| What is needed |
Pick out every line holding the string "picture" and copy it.

| Data for processing |
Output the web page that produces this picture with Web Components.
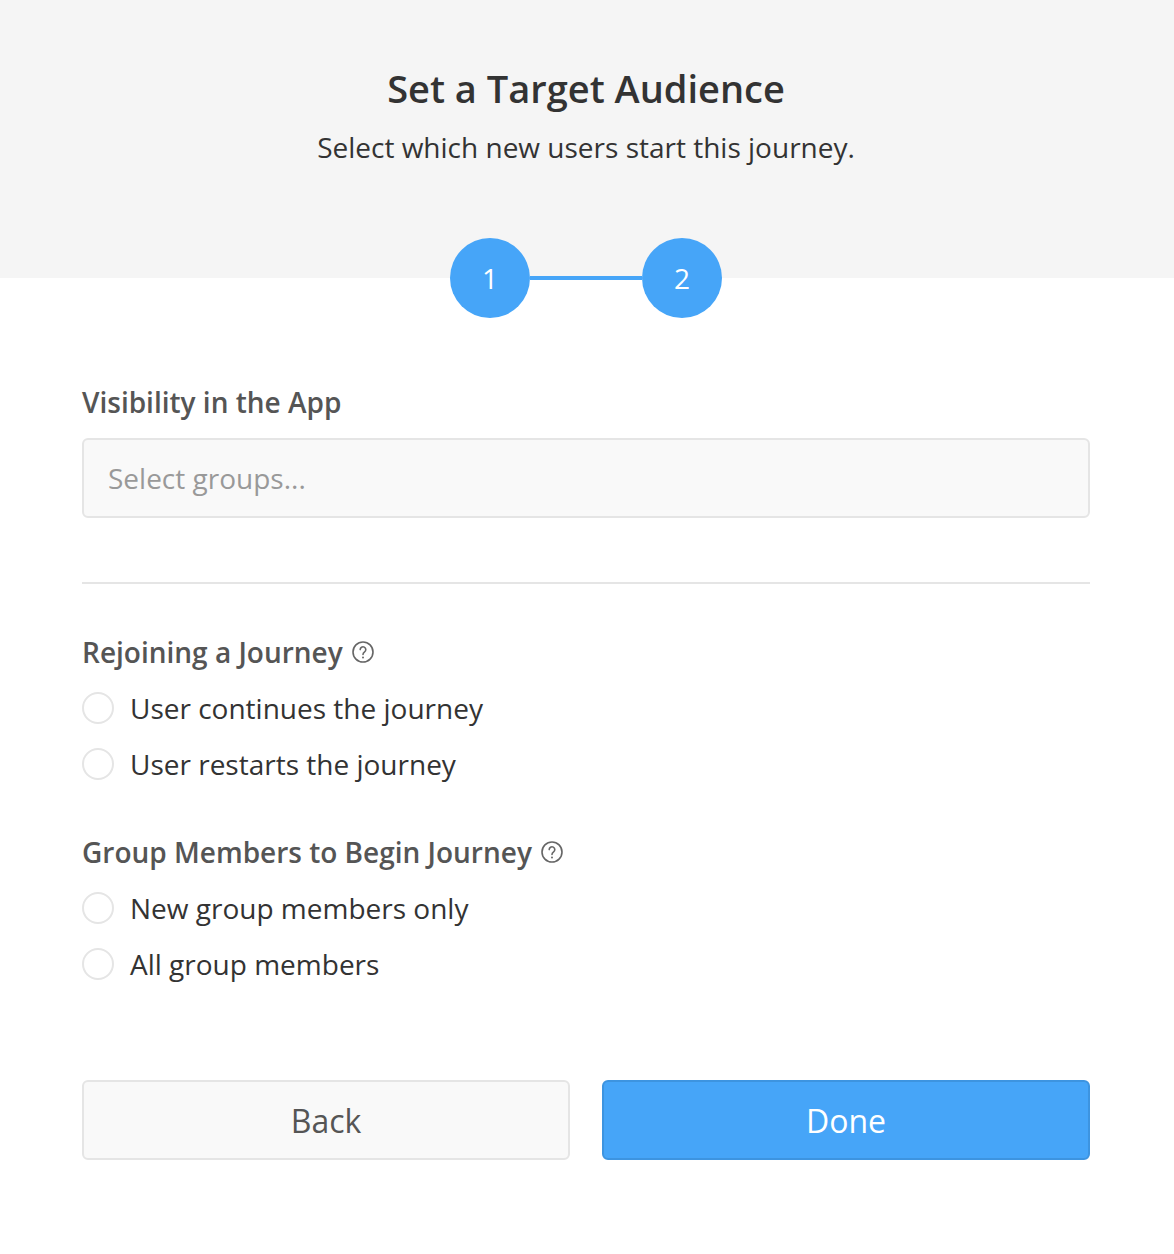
<!DOCTYPE html>
<html>
<head>
<meta charset="utf-8">
<title>Set a Target Audience</title>
<style>
  html, body { margin: 0; padding: 0; background: #fff; }
  body { font-family: "Open Sans", sans-serif; color: #333; }
  .content { display: block; margin: 0 84px 0 82px; }
</style>
</head>
<body>
<audience-header heading="Set a Target Audience" sub="Select which new users start this journey."></audience-header>
<step-line></step-line>
<div class="content">
  <group-select label="Visibility in the App" placeholder="Select groups..."></group-select>
  <radio-group label="Rejoining a Journey" top="52">
    <radio-row>User continues the journey</radio-row>
    <radio-row>User restarts the journey</radio-row>
  </radio-group>
  <radio-group label="Group Members to Begin Journey" top="52">
    <radio-row>New group members only</radio-row>
    <radio-row>All group members</radio-row>
  </radio-group>
  <action-bar></action-bar>
</div>

<script>
(function() {
'use strict';

customElements.define('audience-header', class extends HTMLElement {
  constructor() {
    super();
    let root = this.attachShadow({mode: 'open'});
    root.innerHTML = `
      <style>
        :host { display: block; height: 278px; background: #f5f5f5; box-sizing: border-box; padding: 62px 2px 0 0; text-align: center; }
        h1 { margin: 0; font-size: 38px; line-height: 52px; font-weight: 600; color: #333; }
        p { margin: 14px 0 0; font-size: 28px; line-height: 38px; color: #333; }
      </style>
      <h1></h1>
      <p></p>
    `;
    root.querySelector('h1').textContent = this.getAttribute('heading');
    root.querySelector('p').textContent = this.getAttribute('sub');
  }
});

customElements.define('step-line', class extends HTMLElement {
  constructor() {
    super();
    this.attachShadow({mode: 'open'}).innerHTML = `
      <style>
        :host { display: flex; justify-content: center; align-items: center; margin: -40px 2px 0 0; }
        .dot { width: 80px; height: 80px; border-radius: 50%; background: #46a5f8; color: #fff; display: flex; align-items: center; justify-content: center; font-size: 28px; }
        .bar { width: 112px; height: 4px; background: #46a5f8; }
      </style>
      <div class="dot">1</div>
      <div class="bar"></div>
      <div class="dot">2</div>
    `;
  }
});

customElements.define('group-select', class extends HTMLElement {
  constructor() {
    super();
    let root = this.attachShadow({mode: 'open'});
    root.innerHTML = `
      <style>
        :host { display: block; padding: 64px 0 64px; border-bottom: 2px solid #e5e5e5; }
        label { display: block; font-size: 28px; line-height: 40px; font-weight: 600; color: #555; }
        .input { margin-top: 16px; height: 80px; box-sizing: border-box; border: 2px solid #e5e5e5; border-radius: 6px; background: #f9f9f9; padding: 0 24px; display: flex; align-items: center; font-size: 28px; color: #999; }
      </style>
      <label></label>
      <div class="input"></div>
    `;
    root.querySelector('label').textContent = this.getAttribute('label');
    root.querySelector('.input').textContent = this.getAttribute('placeholder');
  }
});

customElements.define('radio-group', class extends HTMLElement {
  constructor() {
    super();
    let root = this.attachShadow({mode: 'open'});
    root.innerHTML = `
      <style>
        :host { display: block; margin-top: 48px; }
        .title { display: flex; align-items: center; gap: 8px; font-size: 28px; line-height: 40px; font-weight: 600; color: #555; }
        svg { width: 24px; height: 24px; flex: none; }
        .rows { display: flex; flex-direction: column; gap: 16px; margin-top: 16px; }
      </style>
      <div class="title">
        <span></span>
        <svg viewBox="0 0 24 24" fill="none">
          <circle cx="12" cy="12" r="10" stroke="#666" stroke-width="1.6"/>
          <path d="M9.2 9.6a2.8 2.8 0 1 1 4.4 2.3c-1 .7-1.6 1.2-1.6 2.5" stroke="#666" stroke-width="1.6" stroke-linecap="round"/>
          <circle cx="12" cy="17.4" r="1" fill="#666"/>
        </svg>
      </div>
      <div class="rows"><slot></slot></div>
    `;
    root.querySelector('span').textContent = this.getAttribute('label');
  }
});

customElements.define('radio-row', class extends HTMLElement {
  constructor() {
    super();
    this.attachShadow({mode: 'open'}).innerHTML = `
      <style>
        :host { display: flex; align-items: center; gap: 16px; height: 40px; font-size: 28px; color: #333; }
        .circle { width: 32px; height: 32px; box-sizing: border-box; border: 2px solid #e5e5e5; border-radius: 50%; background: #fff; flex: none; }
      </style>
      <div class="circle"></div>
      <slot></slot>
    `;
  }
});

customElements.define('action-bar', class extends HTMLElement {
  constructor() {
    super();
    this.attachShadow({mode: 'open'}).innerHTML = `
      <style>
        :host { display: grid; grid-template-columns: 1fr 1fr; gap: 32px; margin-top: 96px; padding-bottom: 94px; }
        div { height: 80px; box-sizing: border-box; border-radius: 6px; display: flex; align-items: center; justify-content: center; font-size: 32px; }
        .back { background: #f9f9f9; border: 2px solid #e5e5e5; color: #555; }
        .done { background: #46a5f8; border: 2px solid #3d94e0; color: #fff; }
      </style>
      <div class="back">Back</div>
      <div class="done">Done</div>
    `;
  }
});

})();
</script>
</body>
</html>
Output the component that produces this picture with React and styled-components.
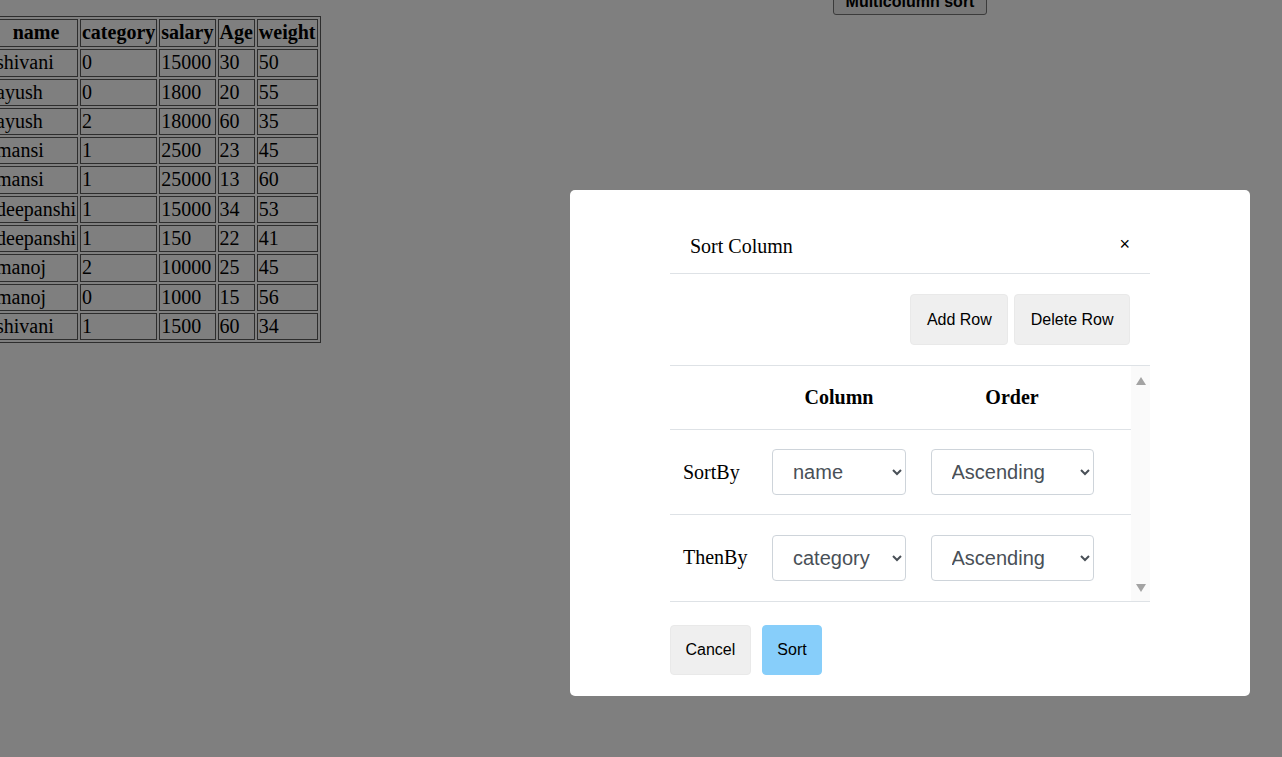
import styled, { createGlobalStyle } from 'styled-components';

const rows = [
  ['shivani', 0, 15000, 30, 50],
  ['ayush', 0, 1800, 20, 55],
  ['ayush', 2, 18000, 60, 35],
  ['mansi', 1, 2500, 23, 45],
  ['mansi', 1, 25000, 13, 60],
  ['deepanshi', 1, 15000, 34, 53],
  ['deepanshi', 1, 150, 22, 41],
  ['manoj', 2, 10000, 25, 45],
  ['manoj', 0, 1000, 15, 56],
  ['shivani', 1, 1500, 60, 34],
];

const sortRows = [
  { label: 'SortBy', column: 'name' },
  { label: 'ThenBy', column: 'category' },
];

const GlobalStyle = createGlobalStyle`
  html, body {
    margin: 0;
    padding: 0;
    background: #fff;
  }
  body {
    font-family: "Liberation Serif", "Times New Roman", serif;
    overflow: hidden;
  }
`;

function App() {
  return (
    <>
      <GlobalStyle />
      <Page>
        <TopBar>
          <MultiButton>Multicolumn sort</MultiButton>
        </TopBar>
        <DataTable>
          <thead>
            <tr>
              <th>name</th>
              <th>category</th>
              <th>salary</th>
              <th>Age</th>
              <th>weight</th>
            </tr>
          </thead>
          <tbody>
            {rows.map((r, i) => (
              <tr key={i}>
                {r.map((c, j) => (
                  <td key={j}>{c}</td>
                ))}
              </tr>
            ))}
          </tbody>
        </DataTable>
      </Page>

      <Overlay>
        <Modal>
          <Header>
            <Title>Sort Column</Title>
            <Close>×</Close>
          </Header>
          <Toolbar>
            <ActionButton>Add Row</ActionButton>
            <ActionButton>Delete Row</ActionButton>
          </Toolbar>
          <ScrollArea>
            <SortGrid>
              <GridRow header>
                <Cell />
                <HeadCell>Column</HeadCell>
                <HeadCell>Order</HeadCell>
                <Cell />
              </GridRow>
              {sortRows.map((r) => (
                <GridRow key={r.label}>
                  <LabelCell>{r.label}</LabelCell>
                  <Cell>
                    <Select width={134} defaultValue={r.column}>
                      <option value="name">name</option>
                      <option value="category">category</option>
                      <option value="salary">salary</option>
                      <option value="Age">Age</option>
                      <option value="weight">weight</option>
                    </Select>
                  </Cell>
                  <Cell>
                    <Select width={163} defaultValue="asc">
                      <option value="asc">Ascending</option>
                      <option value="desc">Descending</option>
                    </Select>
                  </Cell>
                  <Cell />
                </GridRow>
              ))}
            </SortGrid>
            <Scrollbar>
              <svg width="10" height="8" viewBox="0 0 10 8">
                <path d="M5 0 L10 8 L0 8 Z" fill="#a3a3a3" />
              </svg>
              <svg width="10" height="8" viewBox="0 0 10 8">
                <path d="M0 0 L10 0 L5 8 Z" fill="#a3a3a3" />
              </svg>
            </Scrollbar>
          </ScrollArea>
          <Footer>
            <ActionButton small>Cancel</ActionButton>
            <ActionButton small primary>Sort</ActionButton>
          </Footer>
        </Modal>
      </Overlay>
    </>
  );
}

const Page = styled.div`
  width: 100%;
`;

const TopBar = styled.div`
  display: flex;
  padding-left: 833px;
  margin-top: -11px;
`;

const MultiButton = styled.button`
  box-sizing: border-box;
  height: 26px;
  width: 154px;
  padding: 0 7px;
  font: 700 16px "Liberation Sans", Arial, sans-serif;
  color: #000;
  background: #efefef;
  border: 1px solid #767676;
  border-radius: 3px;
`;

const DataTable = styled.table`
  margin: 1px 0 0 -9px;
  border: 1px solid #5a5a5a;
  border-spacing: 2px;
  font: 20px/23.3px "Liberation Serif", "Times New Roman", serif;
  color: #000;

  th,
  td {
    border: 1px solid #5a5a5a;
    padding: 1px;
  }
  th {
    font-weight: 700;
    text-align: center;
    padding: 1px 1px 2px;
  }
  td {
    text-align: left;
  }
`;

const Overlay = styled.div`
  position: fixed;
  inset: 0;
  background: rgba(0, 0, 0, 0.5);
  display: flex;
  justify-content: flex-end;
  align-items: flex-start;
  padding: 190px 32px 0 0;
`;

const Modal = styled.div`
  box-sizing: border-box;
  width: 680px;
  background: #fff;
  border-radius: 5px;
  padding: 30px 100px 21px;
`;

const Header = styled.div`
  display: flex;
  justify-content: space-between;
  align-items: center;
  height: 53px;
  padding: 0 20px;
  border-bottom: 1px solid #dee2e6;
`;

const Title = styled.div`
  font: 20px/23px "Liberation Serif", "Times New Roman", serif;
  color: #000;
`;

const Close = styled.span`
  font: 18px/1 "Liberation Sans", Arial, sans-serif;
  color: #000;
  margin-top: -6px;
`;

const Toolbar = styled.div`
  display: flex;
  justify-content: flex-end;
  gap: 6px;
  padding: 20px;
`;

const ActionButton = styled.button`
  box-sizing: border-box;
  height: ${({ small }) => (small ? '50px' : '51px')};
  padding: ${({ small }) => (small ? '0 14.5px' : '0 15.5px')};
  font: 16px "Liberation Sans", Arial, sans-serif;
  color: #000;
  background: ${({ primary }) => (primary ? '#87cefa' : '#efefef')};
  border: 1px solid ${({ primary }) => (primary ? '#87cefa' : '#e9e9e9')};
  border-radius: 4px;
`;

const ScrollArea = styled.div`
  display: flex;
  border-top: 1px solid #dee2e6;
  border-bottom: 1px solid #dee2e6;
`;

const SortGrid = styled.div`
  flex: 1;
  padding-bottom: 1px;
`;

const GridRow = styled.div`
  box-sizing: border-box;
  display: grid;
  grid-template-columns: 90px 158px 188px 1fr;
  align-items: center;
  height: ${({ header }) => (header ? '64px' : '85px')};
  border-bottom: 1px solid #dee2e6;

  &:last-child {
    border-bottom: none;
  }
`;

const Cell = styled.div`
  display: flex;
  justify-content: center;
`;

const HeadCell = styled.div`
  text-align: center;
  font: 700 20px/23px "Liberation Serif", "Times New Roman", serif;
  color: #000;
`;

const LabelCell = styled.div`
  padding-left: 13px;
  font: 20px/23px "Liberation Serif", "Times New Roman", serif;
  color: #000;
`;

const Select = styled.select`
  box-sizing: border-box;
  width: ${({ width }) => width}px;
  height: 46px;
  padding: 0 8px 0 16px;
  font: 20px "Liberation Sans", Arial, sans-serif;
  color: #495057;
  background: #fff;
  border: 1px solid #ced4da;
  border-radius: 4px;
`;

const Scrollbar = styled.div`
  width: 19px;
  background: #fafafa;
  display: flex;
  flex-direction: column;
  justify-content: space-between;
  align-items: center;
  padding: 11px 0 9px;
`;

const Footer = styled.div`
  display: flex;
  gap: 11px;
  margin-top: 23px;
`;

export default App;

| Answer to the problem |
Output the web page that produces this picture with Web Components.
Output the component that produces this picture with React and styled-components.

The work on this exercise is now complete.